The Results of Xi Jinping’s Visit to Saudi Arabia
Chinese President Xi Jinping’s visit to Saudi Arabia in early December received widespread acclaim and highly positive publicity in numerous countries around the world. First and foremost, it was a successful state reception in Riyadh, the likes of which have not been organized for any statesman from the West, not to mention the hostile meeting with US President Joe Biden that took place this summer. This fact quite clearly showed an evident shift in regional alliances, which indicates a new alignment of forces in the new multipolar world. As a result of this visit, an unprecedented number of contracts, agreements and treaties in civilian areas were signed, which sharply distinguishes this trip from, for example, Donald Trump’s visit, when many contracts were also signed, but all of them were only in the military field and were aimed at pumping out huge sums from the budget of Saudi Arabia and creating military hysteria in the region.
The Chinese leader held a series of summits with Saudi partners, the six-member Gulf Cooperation Council (GCC) and leaders of nearly every Arab country, including many that have been close US allies for decades. Against the backdrop of these alliances, which are now in the past, the Chinese president established new friendly ties with his Arab counterparts, which could later play a cruel joke on the so-called “American influence” in the Persian Gulf.
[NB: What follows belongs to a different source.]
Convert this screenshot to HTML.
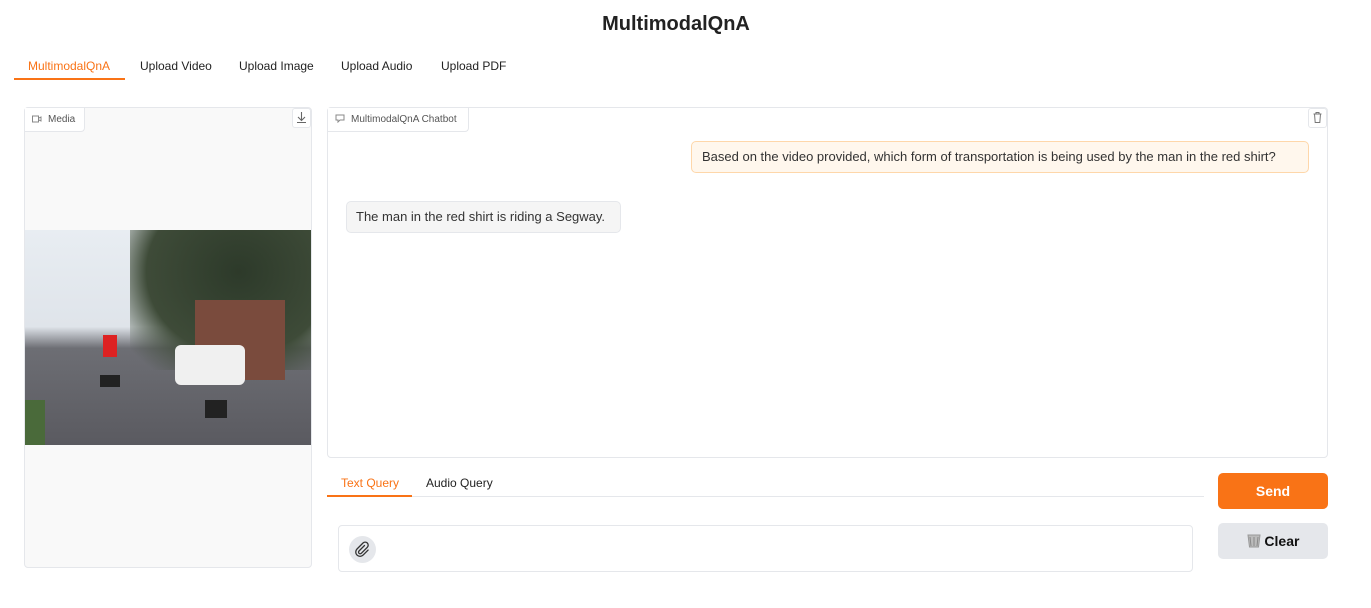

Hossein Askari, professor emeritus of business and international affairs at George Washington University, sees Xi Jinping’s “high-profile visit” to Saudi Arabia as an attempt to “reduce the power and presence of the United States in the Persian Gulf” by capitalizing on the “uneasy relationship” between the US and Saudi Arabia. In an interview with Tehran Times, Askari noted that China’s presence in the Persian Gulf at the same time “makes it difficult for the United States to turn to the Pacific.”
Speaking at the beginning of the China-GCC summit, the Chinese leader said bluntly and clearly: “China will continue to resolutely help GCC countries maintain their own security… and build a collective security system for the (Persian) Gulf.” He was also quoted as saying: “China will continue to import a large amount of oil from the Gulf countries on an ongoing basis.”
The joint statement adopted at the end of the Arab-Chinese summit expressed support for China’s position on Taiwan and the rejection of Taiwan’s independence. The Chinese leader expressed his gratitude for the “important efforts” made to care for minorities from both the Arab and Chinese sides.
In general, the visit of the Chinese President and his high-level meetings with the leaders of Saudi Arabia, the Gulf countries and the Arab states directly proved that China is committed to strengthening its presence and expanding its role in the Middle East and the Gulf regions. Last year, China signed an ambitious and long-term strategic agreement with Iran without getting into a direct confrontation with the US. On the Arab side, the leaders of the Gulf states and the Arab states expressed their political will to promote all-round cooperation with China, while maintaining some of their alliance with the US and not questioning the “partnership” that binds others to Washington. However, they no doubt understand that this can be a difficult balancing act, and most likely it will be revised in the near future, and not in favor of Washington.
A spokesman for the US State Department commented on the Chinese President’s visit to Saudi Arabia, stressing that the US “remains deeply committed to security in the Middle East and the Gulf region.” He added that “America’s comparative advantage in this is our ability to build coalitions, our partnerships and our ability to integrate defense structures. All of these things are unmatched.“ Roughly referring to fighting terrorism, protecting freedom of navigation and countering threats in the region, the spokesman also said that “there is simply no comparison to the value the United States can provide.” The US message of containment, though diplomatically articulated, regarding the limits of wider Arab-Chinese cooperation will reverberate throughout the Middle East and the Gulf region. But what will be the limits of Washington’s influence on the GCC, apparently, will be clear in the near future, and it is unlikely that the United States will be able to maintain its former overwhelming influence in this region.
The summit in Riyadh formulated a common vision of a strategic partnership between the Arab countries of the Persian Gulf and China. But it should not be seen as negatively affecting the GCC’s relations with regional allies, its close partnerships with the US and the UK, or its prospective strategic cooperation with the EU. In search of regional and global security, stability and prosperity, the GCC states individually and collectively will take advantage of all relationships to achieve these goals. And the partnership with China is an important building block along the way.
In any case, whatever the outcome of the Chinese leader’s visit to Saudi Arabia and his meetings with representatives of many Arab countries, it should be clearly stated that the unipolar world with US hegemony is becoming a thing of the past. It is being replaced by a new era with a multipolar world, with the interested participation of all countries of the world, not just the nations of the West. And one should agree with the opinion of Russian President Vladimir Putin that new times bring new trends and changes, including the restructuring of all international relations taking into account the arrival of a multipolar world to replace the obsolete unipolar one.